== GIVEN TASK ==
Restate the opening lines of the material below word for word, stopping after the line that contains "const words = computed(()".

== DATASET SECTION ==
════

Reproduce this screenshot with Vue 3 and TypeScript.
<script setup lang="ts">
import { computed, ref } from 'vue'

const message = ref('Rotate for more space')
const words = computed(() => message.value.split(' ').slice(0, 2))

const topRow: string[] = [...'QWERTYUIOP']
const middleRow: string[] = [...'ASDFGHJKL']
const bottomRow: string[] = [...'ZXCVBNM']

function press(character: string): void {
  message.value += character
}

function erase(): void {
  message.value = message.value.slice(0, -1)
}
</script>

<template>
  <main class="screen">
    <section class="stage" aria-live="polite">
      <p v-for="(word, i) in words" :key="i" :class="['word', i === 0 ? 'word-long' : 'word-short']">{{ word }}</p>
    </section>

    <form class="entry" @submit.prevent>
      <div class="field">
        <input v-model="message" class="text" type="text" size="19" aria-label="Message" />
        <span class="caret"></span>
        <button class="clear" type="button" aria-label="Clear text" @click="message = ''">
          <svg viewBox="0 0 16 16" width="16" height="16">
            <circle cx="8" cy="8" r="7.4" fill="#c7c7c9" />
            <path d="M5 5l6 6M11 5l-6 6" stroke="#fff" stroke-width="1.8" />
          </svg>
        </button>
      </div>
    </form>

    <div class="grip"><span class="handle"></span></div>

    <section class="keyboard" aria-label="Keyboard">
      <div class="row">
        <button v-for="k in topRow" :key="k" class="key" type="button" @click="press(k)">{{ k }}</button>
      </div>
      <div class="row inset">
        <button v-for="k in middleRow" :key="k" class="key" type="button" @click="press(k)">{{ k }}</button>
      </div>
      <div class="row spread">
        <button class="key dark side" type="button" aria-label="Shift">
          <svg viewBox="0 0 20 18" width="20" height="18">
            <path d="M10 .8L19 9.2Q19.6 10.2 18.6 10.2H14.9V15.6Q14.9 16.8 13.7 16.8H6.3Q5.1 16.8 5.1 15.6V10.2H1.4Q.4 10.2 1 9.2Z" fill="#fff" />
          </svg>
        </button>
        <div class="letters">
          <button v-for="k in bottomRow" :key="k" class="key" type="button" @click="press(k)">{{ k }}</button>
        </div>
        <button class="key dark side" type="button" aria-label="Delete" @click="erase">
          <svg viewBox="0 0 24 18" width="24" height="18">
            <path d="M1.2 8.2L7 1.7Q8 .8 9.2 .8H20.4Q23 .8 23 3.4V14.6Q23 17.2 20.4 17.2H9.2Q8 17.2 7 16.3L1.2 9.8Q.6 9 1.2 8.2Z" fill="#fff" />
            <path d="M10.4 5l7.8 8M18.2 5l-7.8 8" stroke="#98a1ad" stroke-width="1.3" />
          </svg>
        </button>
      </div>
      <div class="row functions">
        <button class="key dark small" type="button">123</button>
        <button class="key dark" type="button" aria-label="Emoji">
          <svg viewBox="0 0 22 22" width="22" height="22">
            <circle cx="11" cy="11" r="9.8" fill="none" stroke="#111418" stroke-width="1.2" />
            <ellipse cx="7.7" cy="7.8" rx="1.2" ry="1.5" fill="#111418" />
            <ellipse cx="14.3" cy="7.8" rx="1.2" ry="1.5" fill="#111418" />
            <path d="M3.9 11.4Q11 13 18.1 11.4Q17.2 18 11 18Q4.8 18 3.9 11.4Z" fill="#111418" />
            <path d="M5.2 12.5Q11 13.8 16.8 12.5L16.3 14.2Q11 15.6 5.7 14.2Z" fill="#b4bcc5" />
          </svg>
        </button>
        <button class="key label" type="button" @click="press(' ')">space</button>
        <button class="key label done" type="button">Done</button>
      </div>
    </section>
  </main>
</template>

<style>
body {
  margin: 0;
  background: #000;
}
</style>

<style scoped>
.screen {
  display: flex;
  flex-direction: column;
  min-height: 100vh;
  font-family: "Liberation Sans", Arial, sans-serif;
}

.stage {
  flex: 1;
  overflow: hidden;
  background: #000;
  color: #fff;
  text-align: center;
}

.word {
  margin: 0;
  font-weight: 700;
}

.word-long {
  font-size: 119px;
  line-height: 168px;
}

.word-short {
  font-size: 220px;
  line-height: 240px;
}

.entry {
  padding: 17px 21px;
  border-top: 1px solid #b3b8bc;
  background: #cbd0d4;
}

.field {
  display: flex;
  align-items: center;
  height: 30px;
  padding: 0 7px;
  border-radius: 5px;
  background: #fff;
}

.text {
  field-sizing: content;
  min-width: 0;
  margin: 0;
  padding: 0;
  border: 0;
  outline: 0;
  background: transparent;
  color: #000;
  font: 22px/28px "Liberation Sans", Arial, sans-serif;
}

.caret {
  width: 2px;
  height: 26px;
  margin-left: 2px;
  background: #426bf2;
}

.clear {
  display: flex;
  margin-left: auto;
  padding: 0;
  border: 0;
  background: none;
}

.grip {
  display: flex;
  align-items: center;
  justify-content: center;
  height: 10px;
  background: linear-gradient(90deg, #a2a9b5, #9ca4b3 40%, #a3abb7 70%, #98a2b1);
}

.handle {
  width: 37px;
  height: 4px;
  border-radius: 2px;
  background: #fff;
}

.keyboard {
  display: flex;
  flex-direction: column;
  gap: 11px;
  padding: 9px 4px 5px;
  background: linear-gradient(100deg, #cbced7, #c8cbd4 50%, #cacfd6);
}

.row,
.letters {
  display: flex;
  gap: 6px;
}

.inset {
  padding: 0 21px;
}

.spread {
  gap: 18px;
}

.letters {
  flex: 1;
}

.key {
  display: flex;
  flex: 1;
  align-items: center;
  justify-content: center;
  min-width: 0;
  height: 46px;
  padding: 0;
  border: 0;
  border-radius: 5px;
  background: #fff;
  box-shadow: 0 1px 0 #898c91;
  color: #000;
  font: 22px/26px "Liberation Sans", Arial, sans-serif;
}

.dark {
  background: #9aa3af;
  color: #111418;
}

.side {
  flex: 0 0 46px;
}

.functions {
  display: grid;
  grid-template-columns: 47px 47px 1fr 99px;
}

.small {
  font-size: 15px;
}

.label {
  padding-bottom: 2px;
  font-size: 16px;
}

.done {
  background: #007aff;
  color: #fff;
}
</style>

════

== RESPONSE TO THIS TASK ==
Reproduce this screenshot with Vue 3 and TypeScript.
<script setup lang="ts">
import { computed, ref } from 'vue'

const message = ref('Rotate for more space')
const words = computed(() => message.value.split(' ').slice(0, 2))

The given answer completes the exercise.